• [Stored data]:
=-=-=
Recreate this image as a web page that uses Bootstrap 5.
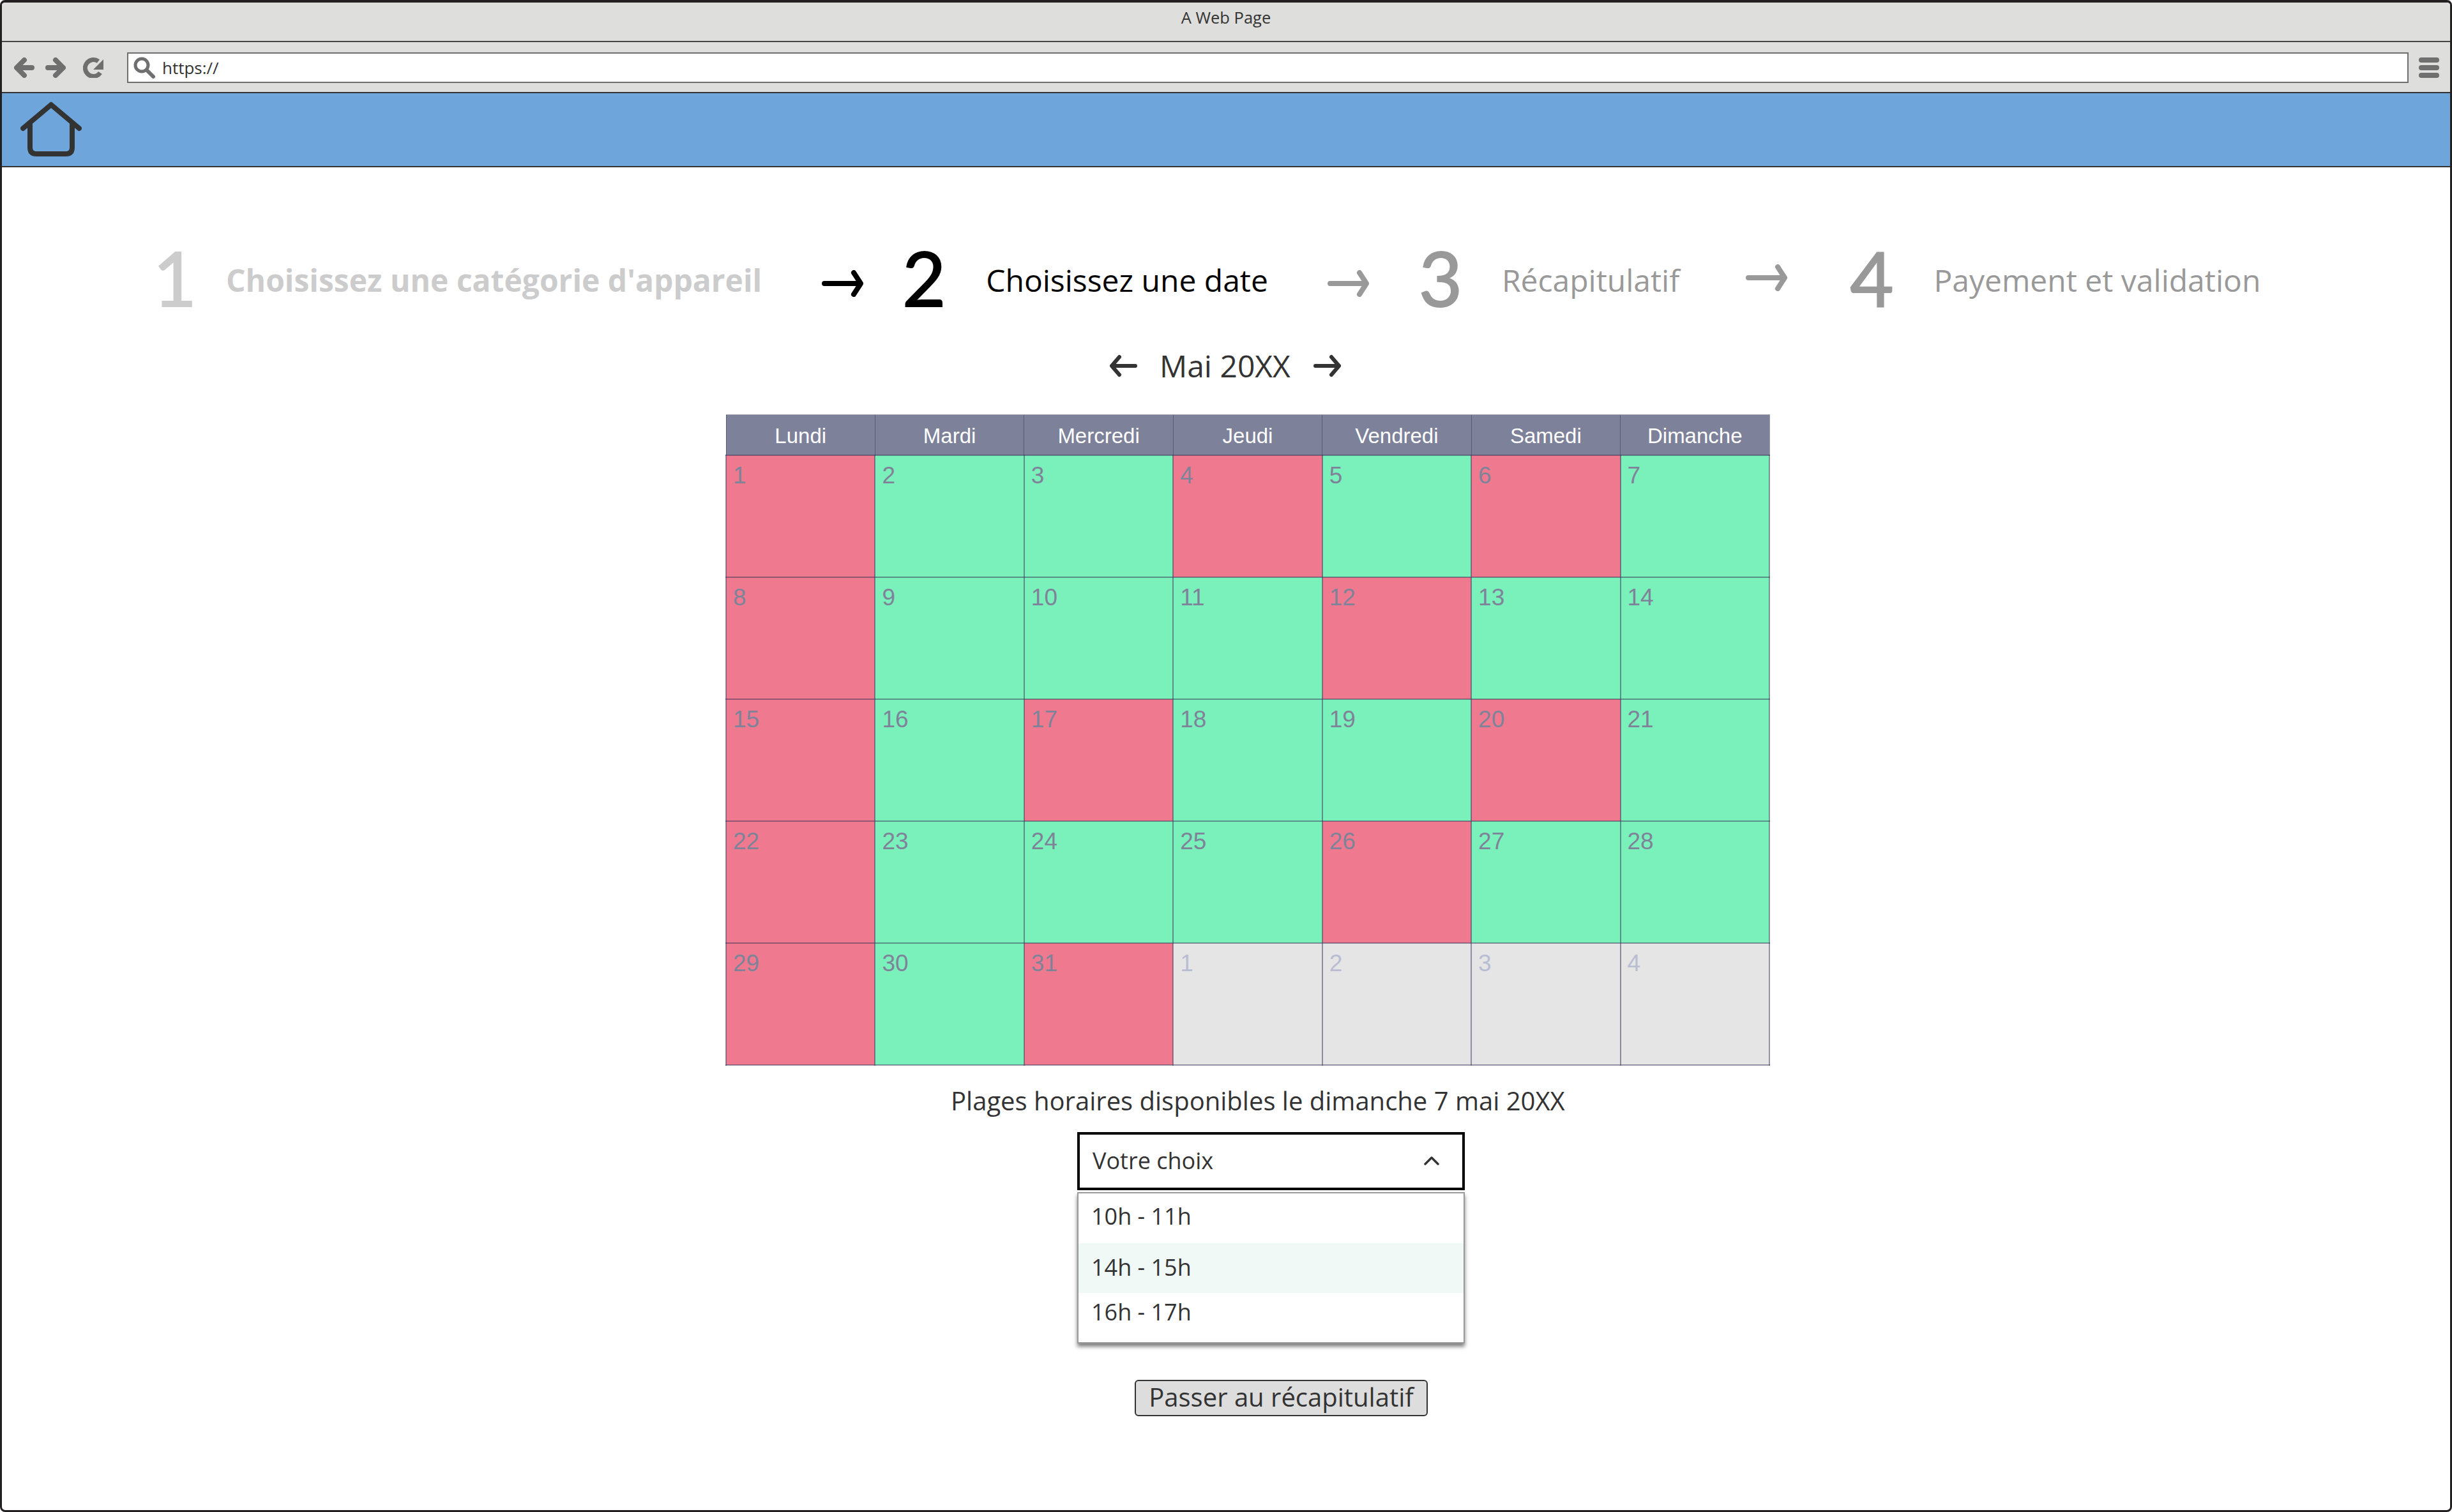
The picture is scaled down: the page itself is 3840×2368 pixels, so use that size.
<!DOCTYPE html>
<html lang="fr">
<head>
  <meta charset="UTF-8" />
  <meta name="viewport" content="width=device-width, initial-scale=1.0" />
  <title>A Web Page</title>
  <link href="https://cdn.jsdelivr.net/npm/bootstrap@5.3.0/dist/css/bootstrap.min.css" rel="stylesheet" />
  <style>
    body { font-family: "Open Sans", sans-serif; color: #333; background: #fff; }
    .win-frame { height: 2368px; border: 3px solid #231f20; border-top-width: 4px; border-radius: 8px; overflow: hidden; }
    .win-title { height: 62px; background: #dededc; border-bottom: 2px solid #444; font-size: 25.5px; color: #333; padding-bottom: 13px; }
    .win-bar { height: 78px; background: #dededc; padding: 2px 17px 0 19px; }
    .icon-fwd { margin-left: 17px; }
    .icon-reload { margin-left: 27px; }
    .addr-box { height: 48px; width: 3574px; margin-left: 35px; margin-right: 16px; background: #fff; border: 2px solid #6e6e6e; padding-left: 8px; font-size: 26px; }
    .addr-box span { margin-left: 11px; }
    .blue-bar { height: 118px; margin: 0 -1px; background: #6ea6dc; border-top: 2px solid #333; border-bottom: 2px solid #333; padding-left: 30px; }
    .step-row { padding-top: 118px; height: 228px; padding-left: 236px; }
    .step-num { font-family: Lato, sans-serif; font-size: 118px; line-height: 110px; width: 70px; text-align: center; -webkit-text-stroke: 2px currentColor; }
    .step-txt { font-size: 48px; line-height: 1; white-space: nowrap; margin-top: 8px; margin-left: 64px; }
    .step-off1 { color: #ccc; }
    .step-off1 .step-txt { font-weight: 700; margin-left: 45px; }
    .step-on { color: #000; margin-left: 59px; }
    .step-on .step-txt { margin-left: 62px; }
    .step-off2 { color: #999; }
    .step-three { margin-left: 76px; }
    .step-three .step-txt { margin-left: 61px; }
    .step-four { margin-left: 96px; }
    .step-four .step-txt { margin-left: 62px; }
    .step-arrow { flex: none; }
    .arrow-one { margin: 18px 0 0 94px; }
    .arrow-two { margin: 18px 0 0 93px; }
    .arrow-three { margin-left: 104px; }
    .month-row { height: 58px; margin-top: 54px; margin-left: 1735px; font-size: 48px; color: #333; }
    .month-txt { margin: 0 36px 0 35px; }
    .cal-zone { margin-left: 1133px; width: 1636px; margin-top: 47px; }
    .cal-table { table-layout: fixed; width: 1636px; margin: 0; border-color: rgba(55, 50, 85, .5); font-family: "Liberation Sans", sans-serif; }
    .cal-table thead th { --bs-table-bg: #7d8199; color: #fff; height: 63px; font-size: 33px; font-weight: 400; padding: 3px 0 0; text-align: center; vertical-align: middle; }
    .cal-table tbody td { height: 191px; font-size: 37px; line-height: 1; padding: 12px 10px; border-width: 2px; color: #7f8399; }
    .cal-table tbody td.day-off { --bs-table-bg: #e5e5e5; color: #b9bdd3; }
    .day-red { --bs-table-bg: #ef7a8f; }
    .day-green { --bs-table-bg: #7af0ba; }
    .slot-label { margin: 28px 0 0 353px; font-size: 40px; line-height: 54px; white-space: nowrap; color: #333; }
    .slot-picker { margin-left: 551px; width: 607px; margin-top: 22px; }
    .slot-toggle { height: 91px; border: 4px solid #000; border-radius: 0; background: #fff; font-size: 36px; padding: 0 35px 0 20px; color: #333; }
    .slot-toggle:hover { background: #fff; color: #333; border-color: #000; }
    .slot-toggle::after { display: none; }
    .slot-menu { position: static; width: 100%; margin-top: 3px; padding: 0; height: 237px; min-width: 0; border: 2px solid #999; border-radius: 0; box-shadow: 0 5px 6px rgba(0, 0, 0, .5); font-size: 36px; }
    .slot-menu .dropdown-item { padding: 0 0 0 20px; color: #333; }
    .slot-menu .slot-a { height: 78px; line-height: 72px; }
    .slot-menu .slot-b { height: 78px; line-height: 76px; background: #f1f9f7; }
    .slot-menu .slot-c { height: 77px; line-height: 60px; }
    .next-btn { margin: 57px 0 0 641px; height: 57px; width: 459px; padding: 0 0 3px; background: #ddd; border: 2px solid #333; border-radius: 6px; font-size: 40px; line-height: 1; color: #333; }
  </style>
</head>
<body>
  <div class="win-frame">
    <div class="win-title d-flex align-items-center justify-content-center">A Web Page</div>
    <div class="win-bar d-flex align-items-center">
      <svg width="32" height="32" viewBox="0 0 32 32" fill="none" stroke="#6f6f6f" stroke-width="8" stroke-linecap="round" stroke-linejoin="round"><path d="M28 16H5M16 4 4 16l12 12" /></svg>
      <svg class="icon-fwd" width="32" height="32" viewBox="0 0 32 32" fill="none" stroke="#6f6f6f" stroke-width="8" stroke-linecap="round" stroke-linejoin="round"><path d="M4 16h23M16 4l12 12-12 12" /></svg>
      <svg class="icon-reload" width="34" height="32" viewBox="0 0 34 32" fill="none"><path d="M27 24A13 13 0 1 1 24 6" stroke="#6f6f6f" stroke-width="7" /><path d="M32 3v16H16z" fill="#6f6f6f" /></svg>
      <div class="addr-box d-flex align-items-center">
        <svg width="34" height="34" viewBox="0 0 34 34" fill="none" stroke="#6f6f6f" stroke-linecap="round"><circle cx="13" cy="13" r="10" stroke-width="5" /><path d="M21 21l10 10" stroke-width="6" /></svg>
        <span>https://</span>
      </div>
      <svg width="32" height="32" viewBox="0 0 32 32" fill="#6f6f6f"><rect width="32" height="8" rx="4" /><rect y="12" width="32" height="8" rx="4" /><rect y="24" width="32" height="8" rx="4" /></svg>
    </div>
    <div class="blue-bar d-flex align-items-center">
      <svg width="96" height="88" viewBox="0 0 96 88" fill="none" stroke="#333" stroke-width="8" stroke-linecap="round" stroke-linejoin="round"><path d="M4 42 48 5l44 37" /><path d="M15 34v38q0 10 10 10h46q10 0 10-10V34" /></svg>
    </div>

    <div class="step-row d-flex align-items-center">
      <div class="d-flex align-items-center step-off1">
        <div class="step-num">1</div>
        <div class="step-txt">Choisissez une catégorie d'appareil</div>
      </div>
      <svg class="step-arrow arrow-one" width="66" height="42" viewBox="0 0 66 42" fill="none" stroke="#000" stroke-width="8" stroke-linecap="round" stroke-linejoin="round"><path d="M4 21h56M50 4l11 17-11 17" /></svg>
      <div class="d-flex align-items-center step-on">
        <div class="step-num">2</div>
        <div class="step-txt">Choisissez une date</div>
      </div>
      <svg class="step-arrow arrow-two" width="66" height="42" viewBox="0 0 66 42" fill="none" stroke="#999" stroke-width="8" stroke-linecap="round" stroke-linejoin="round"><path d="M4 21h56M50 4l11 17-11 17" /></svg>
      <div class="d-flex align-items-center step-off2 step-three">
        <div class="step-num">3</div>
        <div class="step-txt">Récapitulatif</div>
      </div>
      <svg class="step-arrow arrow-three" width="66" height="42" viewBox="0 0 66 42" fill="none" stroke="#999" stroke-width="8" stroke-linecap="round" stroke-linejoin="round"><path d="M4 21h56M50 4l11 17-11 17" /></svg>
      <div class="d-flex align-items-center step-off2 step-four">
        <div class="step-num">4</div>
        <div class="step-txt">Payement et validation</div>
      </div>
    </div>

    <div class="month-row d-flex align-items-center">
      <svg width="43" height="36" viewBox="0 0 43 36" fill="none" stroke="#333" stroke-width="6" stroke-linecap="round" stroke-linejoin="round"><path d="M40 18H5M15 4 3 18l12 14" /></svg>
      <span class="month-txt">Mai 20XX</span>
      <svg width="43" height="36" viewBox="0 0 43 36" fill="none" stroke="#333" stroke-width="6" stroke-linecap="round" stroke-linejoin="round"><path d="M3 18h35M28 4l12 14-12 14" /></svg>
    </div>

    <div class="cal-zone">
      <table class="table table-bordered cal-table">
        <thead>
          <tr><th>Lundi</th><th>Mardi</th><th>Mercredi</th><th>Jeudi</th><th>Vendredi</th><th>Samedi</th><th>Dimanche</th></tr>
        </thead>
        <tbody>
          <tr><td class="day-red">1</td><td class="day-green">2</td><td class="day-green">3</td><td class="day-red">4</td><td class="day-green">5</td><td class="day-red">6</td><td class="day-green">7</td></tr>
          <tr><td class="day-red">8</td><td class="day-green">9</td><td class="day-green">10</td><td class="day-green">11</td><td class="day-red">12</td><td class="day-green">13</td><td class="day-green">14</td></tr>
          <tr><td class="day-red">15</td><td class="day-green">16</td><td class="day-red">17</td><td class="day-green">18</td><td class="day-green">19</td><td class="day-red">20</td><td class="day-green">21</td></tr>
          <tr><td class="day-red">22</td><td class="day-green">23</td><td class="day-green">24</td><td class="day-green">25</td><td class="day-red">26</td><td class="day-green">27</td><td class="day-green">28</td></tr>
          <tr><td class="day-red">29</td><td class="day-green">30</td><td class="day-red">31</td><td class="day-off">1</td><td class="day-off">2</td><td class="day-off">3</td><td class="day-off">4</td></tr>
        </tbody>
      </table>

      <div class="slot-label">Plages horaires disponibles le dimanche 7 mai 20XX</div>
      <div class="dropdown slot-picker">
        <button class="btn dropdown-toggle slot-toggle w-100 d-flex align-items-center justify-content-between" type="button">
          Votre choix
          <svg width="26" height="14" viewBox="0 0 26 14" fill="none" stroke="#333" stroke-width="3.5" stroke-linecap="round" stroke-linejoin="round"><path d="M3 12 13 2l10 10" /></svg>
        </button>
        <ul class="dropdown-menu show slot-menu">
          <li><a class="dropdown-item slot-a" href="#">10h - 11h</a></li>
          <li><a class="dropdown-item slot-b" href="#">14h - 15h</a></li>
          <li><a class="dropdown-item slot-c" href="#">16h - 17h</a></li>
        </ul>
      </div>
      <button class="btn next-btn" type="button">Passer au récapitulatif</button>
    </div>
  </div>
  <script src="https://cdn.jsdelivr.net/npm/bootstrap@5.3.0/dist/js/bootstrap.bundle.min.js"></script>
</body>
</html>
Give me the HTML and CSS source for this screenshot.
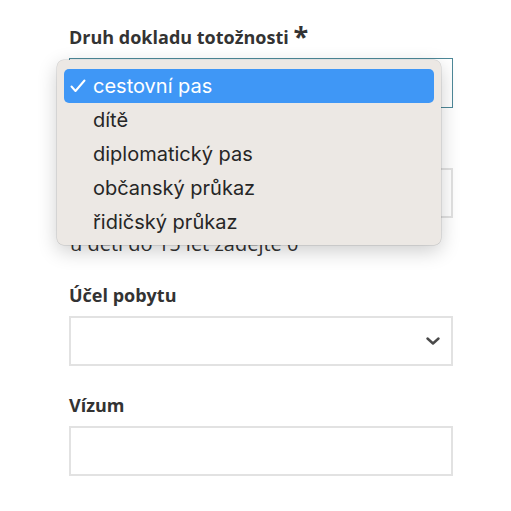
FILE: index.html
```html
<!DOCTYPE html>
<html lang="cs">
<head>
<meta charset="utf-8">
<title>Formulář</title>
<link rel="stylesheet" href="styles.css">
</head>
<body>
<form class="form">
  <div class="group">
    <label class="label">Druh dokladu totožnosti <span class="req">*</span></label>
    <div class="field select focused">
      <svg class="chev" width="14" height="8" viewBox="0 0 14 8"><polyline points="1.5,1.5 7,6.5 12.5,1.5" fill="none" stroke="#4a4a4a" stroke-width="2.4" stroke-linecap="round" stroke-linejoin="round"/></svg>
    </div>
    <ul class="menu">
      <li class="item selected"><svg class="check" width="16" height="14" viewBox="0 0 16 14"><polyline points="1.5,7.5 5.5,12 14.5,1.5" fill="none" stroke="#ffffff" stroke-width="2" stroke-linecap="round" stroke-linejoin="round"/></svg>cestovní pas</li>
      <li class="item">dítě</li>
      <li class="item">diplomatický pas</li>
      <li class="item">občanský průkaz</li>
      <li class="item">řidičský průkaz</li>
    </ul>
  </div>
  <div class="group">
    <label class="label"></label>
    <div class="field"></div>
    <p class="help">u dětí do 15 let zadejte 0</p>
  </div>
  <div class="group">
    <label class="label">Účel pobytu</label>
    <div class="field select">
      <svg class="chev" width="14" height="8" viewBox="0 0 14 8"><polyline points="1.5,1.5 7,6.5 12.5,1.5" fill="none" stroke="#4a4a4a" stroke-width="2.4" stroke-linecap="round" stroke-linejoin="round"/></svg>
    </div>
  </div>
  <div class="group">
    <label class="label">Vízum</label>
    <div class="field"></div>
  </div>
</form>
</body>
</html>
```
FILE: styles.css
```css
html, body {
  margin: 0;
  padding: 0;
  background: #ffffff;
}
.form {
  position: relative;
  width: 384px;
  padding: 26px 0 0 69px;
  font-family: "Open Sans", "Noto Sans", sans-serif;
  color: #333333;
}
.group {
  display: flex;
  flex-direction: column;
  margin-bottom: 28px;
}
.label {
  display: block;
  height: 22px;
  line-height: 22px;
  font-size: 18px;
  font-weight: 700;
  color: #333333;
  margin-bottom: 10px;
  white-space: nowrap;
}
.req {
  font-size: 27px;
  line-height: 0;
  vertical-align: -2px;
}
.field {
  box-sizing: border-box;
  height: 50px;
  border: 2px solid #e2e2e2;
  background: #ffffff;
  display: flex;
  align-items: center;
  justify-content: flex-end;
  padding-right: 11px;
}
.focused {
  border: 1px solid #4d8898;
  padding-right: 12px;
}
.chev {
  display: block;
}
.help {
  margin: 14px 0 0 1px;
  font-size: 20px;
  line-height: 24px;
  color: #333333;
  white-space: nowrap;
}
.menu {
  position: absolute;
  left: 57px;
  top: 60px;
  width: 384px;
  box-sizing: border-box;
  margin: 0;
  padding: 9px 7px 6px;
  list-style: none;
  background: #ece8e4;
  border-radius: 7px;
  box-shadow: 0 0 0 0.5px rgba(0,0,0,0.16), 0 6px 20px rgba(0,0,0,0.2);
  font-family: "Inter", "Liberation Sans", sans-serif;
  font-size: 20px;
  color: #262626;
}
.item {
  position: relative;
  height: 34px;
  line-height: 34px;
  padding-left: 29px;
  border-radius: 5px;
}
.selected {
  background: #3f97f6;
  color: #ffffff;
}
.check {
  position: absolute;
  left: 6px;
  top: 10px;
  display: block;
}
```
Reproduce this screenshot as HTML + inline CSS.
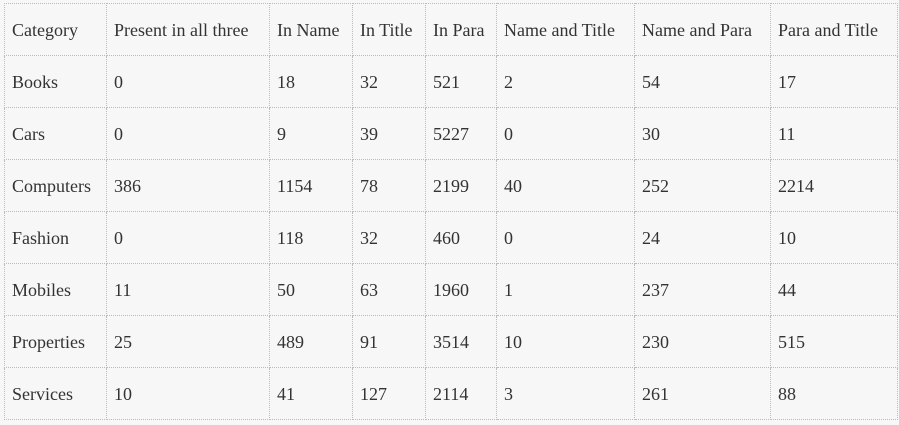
=-=-=
• [Exercise]: Filter lines by "screenshot" and return each hit.

• [Answer to this task]:
Give me the HTML and CSS source for this screenshot.
Reproduce this screenshot as HTML + inline CSS.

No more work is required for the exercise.